BRO UPDATE, Jakarta — Anggota Komisi VII DPR RI Novita Hardini secara tegas menolak rencana penambangan nikel di Raja Ampat, Papua Barat Daya. Ia menilai kawasan yang telah ditetapkan UNESCO sebagai Global Geopark itu adalah zona konservasi penting, sehingga tidak boleh dialihfungsikan untuk kegiatan ekstraksi mineral.

“Raja Ampat bukan kawasan biasa. Ini adalah surga biodiversitas laut dunia. Jangan rusak demi ambisi hilirisasi nikel,” kata Novita dalam keterangan pers di Jakarta, Rabu (4/6).

Penolakan tersebut muncul setelah beredar laporan potensi eksploitasi nikel di pesisir Raja Ampat—wilayah yang dikenal sebagai salah satu ekosistem laut terkaya di dunia.
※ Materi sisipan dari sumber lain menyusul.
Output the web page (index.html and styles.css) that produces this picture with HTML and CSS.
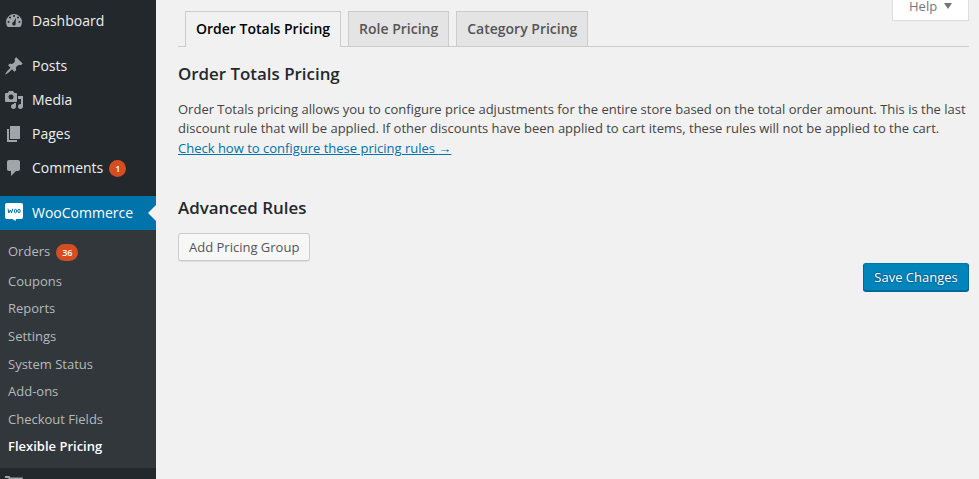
FILE: index.html
```html
<!DOCTYPE html>
<html lang="en">
<head>
<meta charset="utf-8">
<title>Order Totals Pricing</title>
<link rel="stylesheet" href="styles.css">
</head>
<body>
<nav class="sidebar">
  <a class="item"><svg class="icon raised" viewBox="0 0 20 20"><path fill-rule="evenodd" d="M3.76 17h12.480A8 8 0 1 0 3.760 17zM10 5a1 1 0 1 1 0 2 1 1 0 0 1 0-2zM6 6.500a1 1 0 1 1 0 2 1 1 0 0 1 0-2zM14 6.500a1 1 0 1 1 0 2 1 1 0 0 1 0-2zM4.500 11a1 1 0 1 1 0 2 1 1 0 0 1 0-2zM15.500 11a1 1 0 1 1 0 2 1 1 0 0 1 0-2zM12 7.800l-.4 5.500a1.700 1.700 0 1 1-2.100-1.200z"/></svg><span>Dashboard</span></a>
  <a class="item after-gap"><svg class="icon" viewBox="0 0 20 20"><path d="M10.44 3.02l1.82-1.82 6.36 6.35-1.83 1.82c-1.05-.68-2.48-.57-3.41.36l-.75.75c-.92.93-1.04 2.35-.35 3.41l-1.83 1.82-2.41-2.41-2.8 2.79c-.42.42-3.38 2.71-3.8 2.29s1.86-3.39 2.28-3.81l2.79-2.79L4.1 9.36l1.83-1.82c1.05.69 2.48.57 3.4-.36l.75-.75c.93-.92 1.05-2.35.36-3.41z"/></svg><span>Posts</span></a>
  <a class="item"><svg class="icon" viewBox="0 0 20 20"><path fill-rule="evenodd" d="M13 11V4c0-.55-.45-1-1-1h-1.67L9 1H5L3.67 3H2c-.55 0-1 .45-1 1v7c0 .55.45 1 1 1h10c.55 0 1-.45 1-1zM7 4.5a2.5 2.5 0 1 1 0 5 2.5 2.5 0 0 1 0-5zM14 6h5v10.500c0 1.380-1.120 2.500-2.500 2.500S14 17.880 14 16.500s1.120-2.500 2.500-2.500c.17 0 .34.02.5.05V9h-3V6zm-4 8.050V13h2v3.500c0 1.380-1.120 2.500-2.500 2.500S7 17.880 7 16.500 8.120 14 9.500 14c.17 0 .34.02.5.05z"/></svg><span>Media</span></a>
  <a class="item"><svg class="icon" viewBox="0 0 20 20"><path d="M6 15V2h10v13H6zm-1 1h8v2H3V5h2v11z"/></svg><span>Pages</span></a>
  <a class="item"><svg class="icon" viewBox="0 0 20 20"><path d="M5 2h9c1.100 0 2 .9 2 2v7c0 1.100-.9 2-2 2h-2l-5 5v-5H5c-1.100 0-2-.9-2-2V4c0-1.100.9-2 2-2z"/></svg><span>Comments</span><b class="badge">1</b></a>
  <a class="item after-gap current"><svg class="icon" viewBox="0 0 20 20"><path d="M3 0h14q2 0 2 2v12q0 2-2 2h-5l-.5 2-3-2H3q-2 0-2-2V2q0-2 2-2z"/><g fill="none" stroke="#0073aa" stroke-width="1"><path d="M4 5.700l.8 4.300 1.600-3 1.200 3 1-4.300"/><ellipse cx="11.500" cy="8" rx="1.200" ry="1.700"/><ellipse cx="15" cy="8" rx="1.200" ry="1.700"/></g></svg><span>WooCommerce</span></a>
  <div class="submenu">
    <a class="with-badge">Orders<b class="badge">36</b></a>
    <a>Coupons</a>
    <a>Reports</a>
    <a>Settings</a>
    <a>System Status</a>
    <a>Add-ons</a>
    <a>Checkout Fields</a>
    <a class="selected">Flexible Pricing</a>
  </div>
  <a class="item"><svg class="icon" viewBox="0 0 20 20"><path d="M1 1h4.500l.8 1.500H19L17 11H7L4.300 3H1zM7 13h10v2H7z"/></svg></a>
</nav>
<main class="content">
  <header class="top">
    <div class="tabs"><a class="tab active">Order Totals Pricing</a><a class="tab">Role Pricing</a><a class="tab">Category Pricing</a></div>
    <a class="help">Help <i class="arrow"></i></a>
  </header>
  <h3>Order Totals Pricing</h3>
  <p>Order Totals pricing allows you to configure price adjustments for the entire store based on the total order amount. This is the last<br>discount rule that will be applied. If other discounts have been applied to cart items, these rules will not be applied to the cart.<br><a class="link">Check how to configure these pricing rules <span class="next">→</span></a></p>
  <h3 class="rules">Advanced Rules</h3>
  <button class="button">Add Pricing Group</button>
  <div class="actions"><button class="button primary">Save Changes</button></div>
</main>
</body>
</html>
```
FILE: styles.css
```css
* { box-sizing: border-box; }
body {
  margin: 0;
  height: 479px;
  overflow: hidden;
  display: flex;
  background: #f1f1f1;
  color: #444;
  font: 13px/19.5px "Open Sans", sans-serif;
}
.sidebar {
  width: 156px;
  flex: none;
  padding-top: 4px;
  background: #23282d;
}
.item {
  display: flex;
  align-items: center;
  height: 34px;
  padding-left: 4px;
  color: #eee;
  font-size: 14px;
  position: relative;
}
.item span { margin-left: 8px; }
.after-gap { margin-top: 11px; }
.icon { width: 20px; height: 20px; flex: none; fill: #a0a5aa; }
.raised { margin-bottom: 2px; }
.current { background: #0073aa; color: #fff; }
.current .icon { fill: #fff; }
.current::after {
  content: "";
  position: absolute;
  right: 0;
  top: 9px;
  border: 8px solid transparent;
  border-left: 0;
  border-right-color: #f1f1f1;
}
.badge {
  display: inline-block;
  min-width: 17px;
  height: 17px;
  padding: 0 6px;
  margin: 1px 0 0 6px;
  border-radius: 10px;
  background: #d54e21;
  color: #fff;
  font-size: 9px;
  line-height: 17px;
  font-weight: 600;
  text-align: center;
}
.submenu {
  height: 238px;
  padding: 7px 0 8px;
  background: #32373c;
}
.submenu a {
  display: flex;
  align-items: center;
  height: 27.6px;
  padding-left: 8px;
  color: #b4b9be;
}
.submenu .with-badge { height: 30.75px; padding-bottom: 1.5px; }
.submenu .badge { margin-top: 2px; }
.submenu .selected { color: #fff; font-weight: 600; }
.content { flex: 1; padding: 0 10px 0 22px; }
.top {
  display: flex;
  justify-content: space-between;
  align-items: flex-start;
  height: 47px;
  border-bottom: 1px solid #ccc;
}
.tabs { display: flex; gap: 7px; padding: 11px 0 0 7px; }
.tab {
  height: 35px;
  padding: 5px 10px;
  border: 1px solid #ccc;
  border-bottom: 0;
  background: #e4e4e4;
  color: #555;
  font-size: 14px;
  font-weight: 600;
  line-height: 24px;
  white-space: nowrap;
}
.active { height: 36px; background: #f1f1f1; color: #000; }
.help {
  display: flex;
  justify-content: space-between;
  width: 77px;
  height: 21px;
  padding: 0 16px;
  border: 1px solid #ddd;
  border-top: 0;
  background: #fff;
  box-shadow: 0 1px 1px -1px rgba(0,0,0,.1);
  color: #72777c;
  line-height: 13px;
}
.arrow {
  margin-top: 3px;
  width: 0;
  height: 6px;
  border: 4.5px solid transparent;
  border-top: 6px solid #72777c;
  border-bottom: 0;
}
h3 {
  margin: 17px 0 16px;
  color: #23282d;
  font-size: 16.9px;
  font-weight: 600;
  line-height: 20px;
}
p { margin: 0; white-space: nowrap; line-height: 19.3px; }
.link { color: #0073aa; text-decoration: underline; }
.next { font-family: "Liberation Sans", sans-serif; line-height: 1; }
.rules { margin: 40px 0 15px; }
.button {
  display: block;
  height: 28px;
  padding: 0 10px;
  border: 1px solid #ccc;
  border-radius: 3px;
  background: #f7f7f7;
  box-shadow: 0 1px 0 #ddd;
  color: #555;
  font: 13px/26px "Open Sans", sans-serif;
}
.actions { display: flex; justify-content: flex-end; margin-top: 2px; }
.primary {
  width: 106px;
  background: #0085ba;
  border-color: #0073aa #006799 #006799;
  box-shadow: 0 1px 0 #006799;
  color: #fff;
  text-shadow: 0 -1px 1px #006799, 1px 0 1px #006799, 0 1px 1px #006799, -1px 0 1px #006799;
}
```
Daerah ini terdiri atas lebih dari 610 pulau dan menjadi habitat 75 persen spesies laut global, termasuk 540 jenis karang serta lebih dari 1.500 spesies ikan.

Politikus PDI Perjuangan itu juga menyinggung aspek hukum. Ia mengutip Undang-Undang Nomor 1 Tahun 2014 tentang Pengelolaan Wilayah Pesisir dan Pulau-Pulau Kecil yang membatasi pemanfaatan wilayah seperti Raja Ampat hanya untuk pariwisata, konservasi, budidaya laut, dan penelitian.

“Tak satu pun pasal yang mengizinkan penambangan mineral di sana. Setiap aktivitas tambang berarti melanggar hukum dan merusak ekologi,” ujarnya.

Dari sisi ekonomi, Novita menegaskan pariwisata telah memberi kontribusi signifikan terhadap PAD. Berdasarkan data Dinas Pariwisata Kabupaten Raja Ampat, sektor ini menyumbang sekitar Rp 150 miliar per tahun dengan rata-rata 30 ribu kunjungan wisatawan—70 persen di antaranya turis mancanegara.

“Nilai ekonomi Raja Ampat terletak pada lautnya yang lestari. Jika dirusak, kita kehilangan alam, budaya, dan mata pencaharian masyarakat lokal,” tutupnya.

Hingga berita ini diturunkan, pemerintah pusat maupun Pemprov Papua Barat Daya belum memberikan pernyataan resmi terkait isu penambangan nikel di Raja Ampat.